Seasonality and Availability
Chanterelles fruit in waves depending on geography and weather. Pacific Northwest chanterelles typically peak from late summer through fall. European varieties have slightly different windows. Because they're wild-foraged, availability can shift week to week based on rainfall and temperature.
This is one reason buying chanterelle mushrooms online from a specialty supplier makes sense—we're tracking what's actually available and at peak quality, not just what's sitting in a warehouse. When chanterelles are out of season, our mushrooms collection includes other specialty varieties worth exploring: maitakes, lion's mane, black trumpets, and more.
Why Order from a Specialty Produce Supplier
Big-box grocers and general online retailers treat chanterelles like any other SKU—something to warehouse and ship when ordered. The problem is that chanterelles don't behave like shelf-stable goods. They need to move fast from forest to kitchen.
Specialty suppliers like Bloom Produce exist specifically for ingredients that require this kind of attention. We ship within 24 hours, which means your chanterelles spend minimal time in transit. We offer wholesale pricing without the wholesale requirements—no membership fees, no minimum orders. Whether you need a quarter pound for a special dinner or twenty pounds for a weekend service, you pay the same per-pound rate.
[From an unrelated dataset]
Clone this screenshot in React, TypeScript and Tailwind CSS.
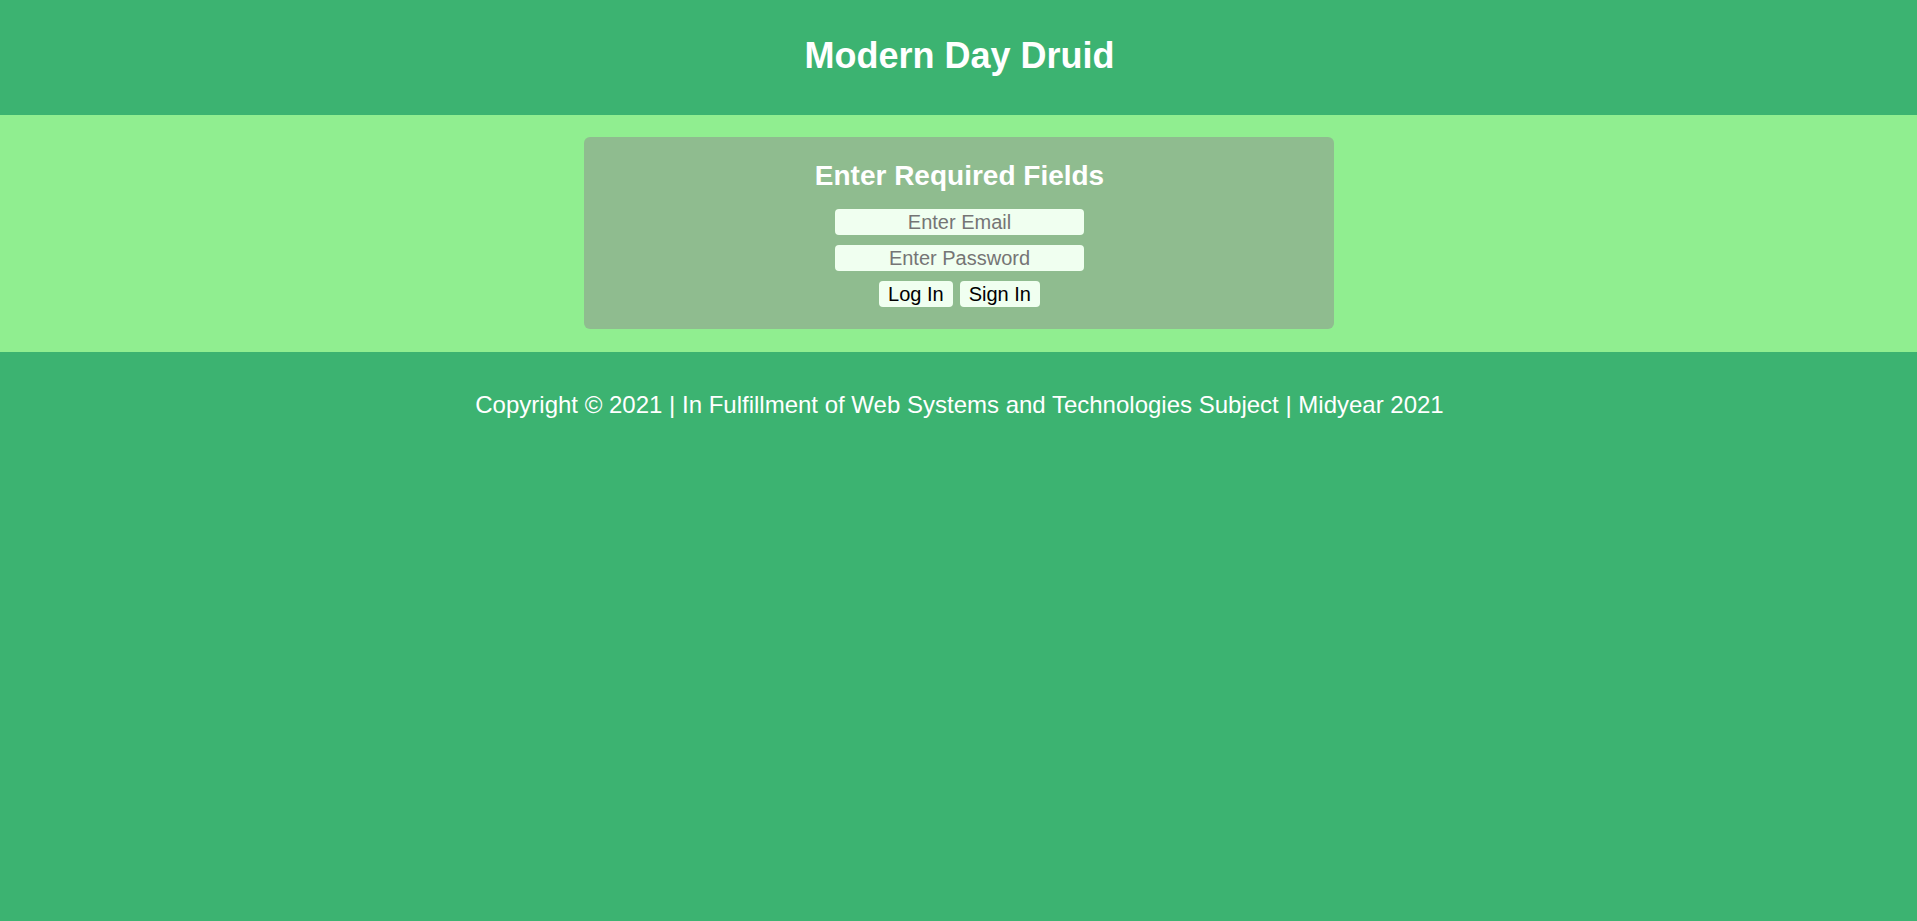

This model works for professional kitchens that can't commit to rigid par levels and for home cooks who want access to restaurant-quality ingredients without buying more than they can use. Order what you need, when you need it.
Frequently Asked Questions
How long do fresh chanterelles last?
Properly stored in a paper bag in your refrigerator, fresh chanterelles typically last 5-7 days. If they arrived very fresh, you might stretch that to ten days. Use your nose—when they start smelling off, they're done.
Can I freeze raw chanterelles?
You can, but the texture suffers. Sauté them first until they release their moisture, then cool and freeze. They'll perform much better in cooked applications this way.
Are chanterelles safe to eat raw?
Some people do eat them raw, shaved very thin. However, chanterelles are slightly tough when raw and much more flavorful when cooked. We'd recommend cooking them.
What's the difference between golden chanterelles and other varieties?
Golden chanterelles (Cantharellus cibarius and related species) are the classic variety—the ones with the apricot aroma and yellow-orange color. White chanterelles are paler and milder. Black trumpets, sometimes called black chanterelles, are a related genus with a smokier, more intense flavor.
How much should I order per person?
For chanterelles as a side dish or pasta component, figure 2-3 ounces per person. As a starring ingredient (chanterelles on toast, a mushroom-centric appetizer), plan for 3-4 ounces. They cook down less than cultivated mushrooms, so what you see is closer to what you get.